The exercise = Check each line below for the word "index" and give the number of lines that have it, nothing more.

Data =
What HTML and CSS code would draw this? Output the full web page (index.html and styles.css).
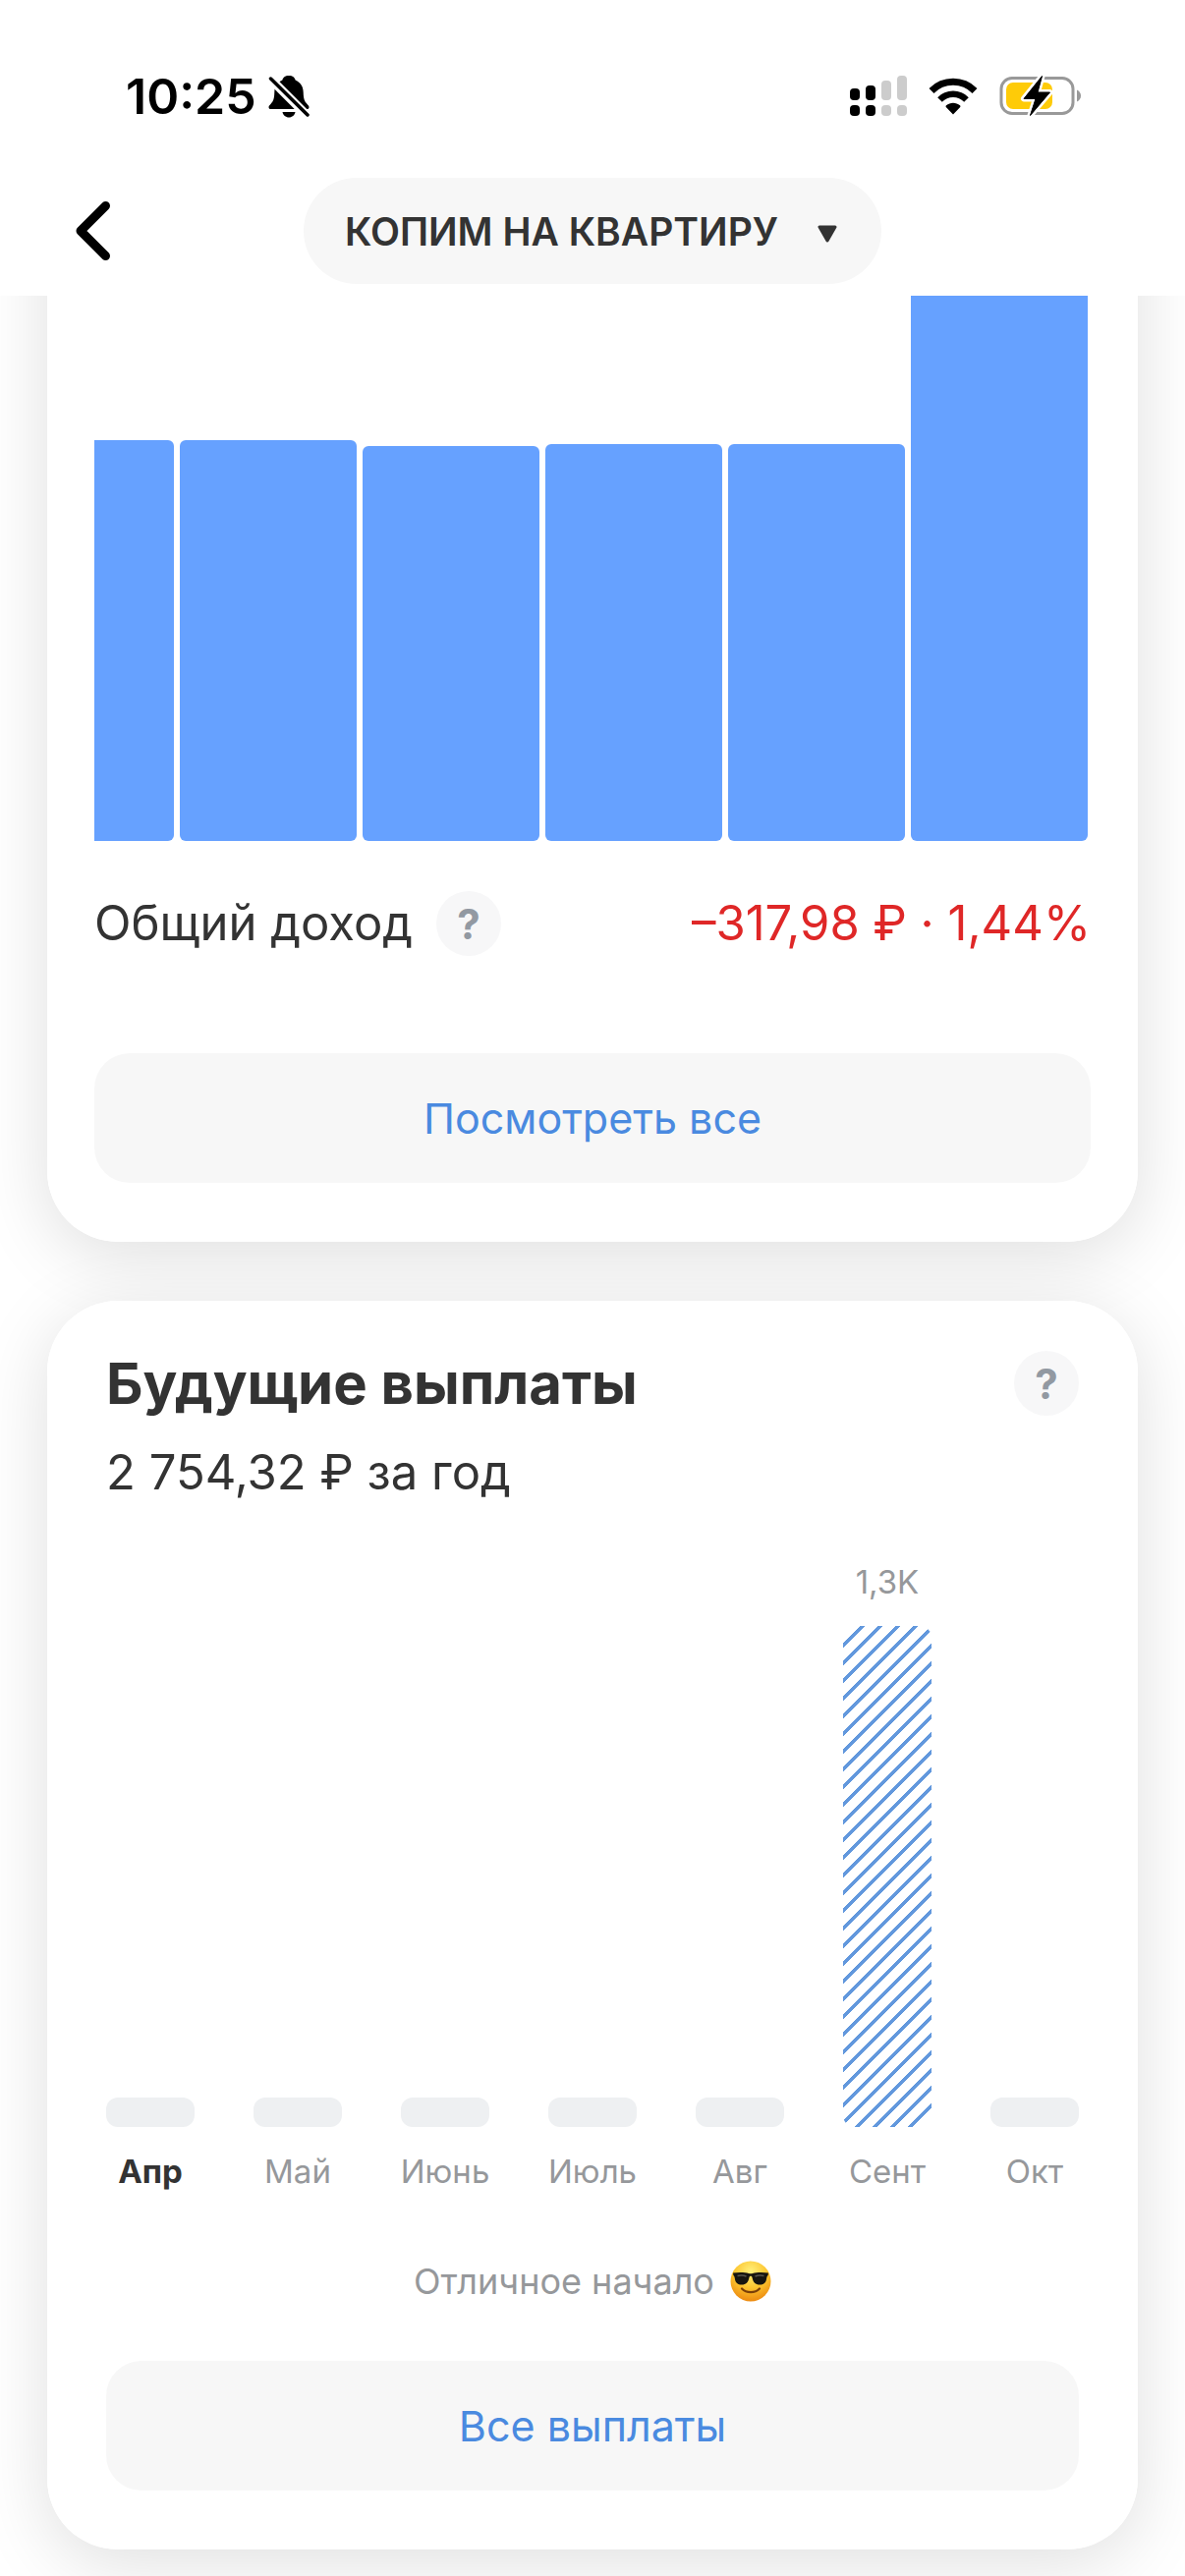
FILE: index.html
```html
<!DOCTYPE html>
<html lang="ru">
<head>
  <meta charset="UTF-8" />
  <title>Копим на квартиру</title>
  <meta name="viewport" content="width=device-width, initial-scale=1.0">
  <link rel="stylesheet" href="styles.css">
</head>
<body>
  <header>
    <div class="status-bar">
      <div class="status-left">
        <span class="time">10:25</span>
        <svg width="42" height="44" viewBox="0 0 42 44">
          <path d="M21 1c-4 0-6 2-6.600 4.500C9 8 6.500 12 6.300 18c-.2 7-1.300 9-3.500 11.500C1.200 31.300.5 32 .5 33.200.5 34.500 1.500 35 3 35h36c1.500 0 2.500-.5 2.500-1.800 0-1.200-.7-1.900-2.300-3.700-2.200-2.500-3.300-4.500-3.500-11.500-.2-6-2.700-10-8.100-12.500C27 3 25 1 21 1z"/>
          <path d="M14.500 38h13c-.6 3.200-3.200 5.500-6.500 5.500s-5.900-2.300-6.500-5.500z"/>
          <path d="M0 2l42 42" stroke="#fff" stroke-width="9"/>
          <path d="M2.500 4l37.500 37" stroke="#000" stroke-width="3.500" stroke-linecap="round"/>
        </svg>
      </div>
      <div class="status-right">
        <svg width="58" height="42" viewBox="0 0 58 42">
          <g>
            <rect x="0" y="13" width="10" height="12" rx="4"/>
            <rect x="16" y="10" width="10" height="15" rx="4"/>
            <rect x="0" y="30" width="10" height="11" rx="4"/>
            <rect x="16" y="30" width="10" height="11" rx="4"/>
          </g>
          <g fill="#ccc">
            <rect x="32" y="5" width="10" height="20" rx="4"/>
            <rect x="48" y="0" width="10" height="25" rx="4"/>
            <rect x="32" y="30" width="10" height="11" rx="4"/>
            <rect x="48" y="30" width="10" height="11" rx="4"/>
          </g>
        </svg>
        <svg width="50" height="38" viewBox="0 0 50 38">
          <path d="M3 13.500a31 31 0 0 1 44 0" fill="none" stroke="#000" stroke-width="7"/>
          <path d="M11.500 22.500a19 19 0 0 1 27 0" fill="none" stroke="#000" stroke-width="6.500"/>
          <path d="M25 37.500l-7-7.300c-.6-.6-.6-1.400 0-1.900 4-3.400 10-3.400 14 0 .6.500.6 1.300 0 1.900z"/>
        </svg>
        <svg width="83" height="42" viewBox="0 0 83 42">
          <rect x="2" y="2.500" width="73" height="36" rx="11" fill="none" stroke="#999" stroke-width="3"/>
          <path d="M79 14.500c2.500 1.200 4 3.300 4 6s-1.500 4.800-4 6z" fill="#999"/>
          <rect x="7" y="7" width="47" height="27" rx="7" fill="#fecb08"/>
          <path d="M43.500.5L25 23.500h12L31.500 40.500 51.500 17H39z" fill="#000" stroke="#fff" stroke-width="6" stroke-linejoin="round" paint-order="stroke"/>
          <path d="M43.500.5L25 23.500h12L31.500 40.500 51.500 17H39z" stroke="#000" stroke-linejoin="round"/>
        </svg>
      </div>
    </div>
    <nav>
      <button class="back" type="button" aria-label="Назад">
        <svg width="36" height="62" viewBox="0 0 36 62">
          <path d="M30.500 5.500L5 31l25.500 25.500" fill="none" stroke="#000" stroke-width="9" stroke-linecap="round" stroke-linejoin="round"/>
        </svg>
      </button>
      <div class="picker">
        <select aria-label="Портфель">
          <option>КОПИМ НА КВАРТИРУ</option>
        </select>
        <svg width="20" height="18" viewBox="0 0 20 18">
          <path d="M2 2h16l-8 14z" fill="#333" stroke="#333" stroke-width="3" stroke-linejoin="round"/>
        </svg>
      </div>
    </nav>
  </header>

  <main>
    <section class="card income">
      <div class="history">
        <div class="history-bar" style="height: 408px"></div>
        <div class="history-bar" style="height: 408px"></div>
        <div class="history-bar" style="height: 402px"></div>
        <div class="history-bar" style="height: 404px"></div>
        <div class="history-bar" style="height: 404px"></div>
        <div class="history-bar" style="height: 620px"></div>
      </div>
      <div class="row total">
        <span class="text">Общий доход</span>
        <button class="help" type="button" aria-label="Что такое общий доход">?</button>
        <span class="text loss">–317,98 ₽ · 1,44%</span>
      </div>
      <button class="action" type="button">Посмотреть все</button>
    </section>

    <section class="card payouts">
      <div class="row">
        <h2>Будущие выплаты</h2>
        <button class="help" type="button" aria-label="Что такое будущие выплаты">?</button>
      </div>
      <p class="text year">2 754,32 ₽ за год</p>
      <div class="months">
        <div class="month current"><div class="bar"></div><span>Апр</span></div>
        <div class="month"><div class="bar"></div><span>Май</span></div>
        <div class="month"><div class="bar"></div><span>Июнь</span></div>
        <div class="month"><div class="bar"></div><span>Июль</span></div>
        <div class="month"><div class="bar"></div><span>Авг</span></div>
        <div class="month"><span>1,3K</span><div class="bar planned" style="height: 510px"></div><span>Сент</span></div>
        <div class="month"><div class="bar"></div><span>Окт</span></div>
      </div>
      <p class="note">
        Отличное начало
        <svg width="42" height="42" viewBox="0 0 42 42" role="img" aria-label="😎">
          <defs>
            <radialGradient id="face" cx="50%" cy="25%" r="75%">
              <stop offset="0" stop-color="#fff07a"/>
              <stop offset=".55" stop-color="#fdc52f"/>
              <stop offset="1" stop-color="#ec8a10"/>
            </radialGradient>
          </defs>
          <circle cx="21" cy="21" r="20.500" fill="url(#face)"/>
          <path d="M3 12.500c6-.9 12-.8 16 .5 1.300.4 2.700.4 4 0 4-1.300 10-1.400 16-.5l-.4 2.500c-.9.500-1.200 1.600-1.500 3.500-.6 4.200-3 6-7 6-4.200 0-6.700-2.400-7.500-7-.2-1.200-.6-1.800-1.600-1.800s-1.400.6-1.600 1.800c-.8 4.600-3.300 7-7.500 7-4 0-6.400-1.800-7-6-.3-1.900-.6-3-1.500-3.500z" fill="#17150f"/>
          <path d="M7.500 15.500c3-.6 6.500-.5 9 .5M25.500 16c2.500-1 6-1.100 9-.5" fill="none" stroke="#57544c" stroke-width="1.500"/>
          <path d="M12 28.500c4.500 4.800 13.500 4.800 18 0" fill="none" stroke="#7a3f08" stroke-width="2.200" stroke-linecap="round"/>
        </svg>
      </p>
      <button class="action" type="button">Все выплаты</button>
    </section>
  </main>
</body>
</html>
```
FILE: styles.css
```css
* {
  box-sizing: border-box;
  margin: 0;
  padding: 0;
}

body {
  font-family: Inter, Roboto, sans-serif;
  background: #fff;
  color: #333;
}

button, select {
  font-family: inherit;
  border: none;
  cursor: pointer;
}

svg {
  display: block;
  flex: none;
}

/* header */

header {
  position: sticky;
  top: 0;
  background: #fff;
  z-index: 10;
}

.status-bar {
  display: flex;
  justify-content: space-between;
  align-items: center;
  padding: 62px 106px 35px 128px;
  color: #000;
}

.status-left {
  display: flex;
  align-items: center;
  gap: 12px;
}

.time {
  font-size: 50px;
  line-height: 72px;
  font-weight: 600;
}

.status-right {
  display: flex;
  align-items: center;
  gap: 22px;
}

nav {
  display: grid;
  grid-template-columns: 1fr auto 1fr;
  align-items: center;
  height: 132px;
  padding: 0 77px;
}

.back {
  justify-self: start;
  background: none;
}

.picker {
  position: relative;
}

.picker select {
  appearance: none;
  height: 108px;
  padding: 0 104px 0 42px;
  border-radius: 54px;
  background: #f7f7f7;
  color: #333;
  font-size: 39px;
  font-weight: 600;
}

.picker svg {
  position: absolute;
  top: 48px;
  right: 45px;
  pointer-events: none;
}

/* cards */

main {
  display: flex;
  flex-direction: column;
  gap: 60px;
  padding: 0 48px 27px;
  isolation: isolate;
}

.card {
  position: relative;
  background: #fff;
  border-radius: 72px;
}

/* shadow lives under all cards so it never falls on a neighbour */
.card::before {
  content: '';
  position: absolute;
  inset: 0;
  border-radius: 72px;
  box-shadow: 0 14px 72px rgba(0, 0, 0, 0.13);
  z-index: -1;
}

.income {
  padding: 0 48px 60px;
  border-radius: 0 0 72px 72px;
}

.income::before {
  top: -200px;
}

.payouts {
  padding: 51px 60px 60px;
}

.row {
  display: flex;
  align-items: center;
  justify-content: space-between;
  height: 66px;
}

.text {
  font-size: 49px;
  line-height: 60px;
}

.help {
  width: 66px;
  height: 66px;
  border-radius: 50%;
  background: #f7f7f8;
  color: #9299a2;
  font-size: 42px;
  font-weight: 700;
}

.action {
  display: block;
  width: 100%;
  height: 132px;
  border-radius: 36px;
  background: #f7f7f7;
  color: #4a8ae0;
  font-size: 43px;
}

/* income history */

.history {
  display: flex;
  align-items: flex-end;
  justify-content: flex-end;
  gap: 6px;
  height: 555px;
  padding-right: 3px;
  overflow: hidden;
}

.history-bar {
  flex: none;
  width: 180px;
  border-radius: 6px;
  background: #66a1ff;
}

.total {
  justify-content: flex-start;
  gap: 24px;
  margin: 51px 0 99px;
}

.loss {
  margin-left: auto;
  color: #df2727;
}

/* future payouts */

h2 {
  font-size: 58px;
  line-height: 66px;
  font-weight: 700;
}

.year {
  margin-top: 28px;
}

.months {
  display: flex;
  justify-content: space-between;
  align-items: flex-end;
  margin-top: 61px;
}

.month {
  display: flex;
  flex-direction: column;
  align-items: center;
  gap: 25px;
  width: 90px;
  color: #96989b;
  font-size: 33px;
  line-height: 40px;
  white-space: nowrap;
}

.current {
  color: #333;
  font-weight: 700;
}

.bar {
  width: 100%;
  height: 30px;
  border-radius: 12px;
  background: #eef0f2;
}

.planned {
  background: linear-gradient(135deg, #6298dd 6%, #fff 6% 44%, #6298dd 44% 56%, #fff 56% 94%, #6298dd 94%);
  background-size: 18px 18px;
  background-position: 2px 0;
}

.note {
  display: flex;
  justify-content: center;
  align-items: center;
  gap: 16px;
  margin: 71px 0 60px;
  color: #96989b;
  font-size: 36px;
  line-height: 42px;
}
```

Exercise result = 4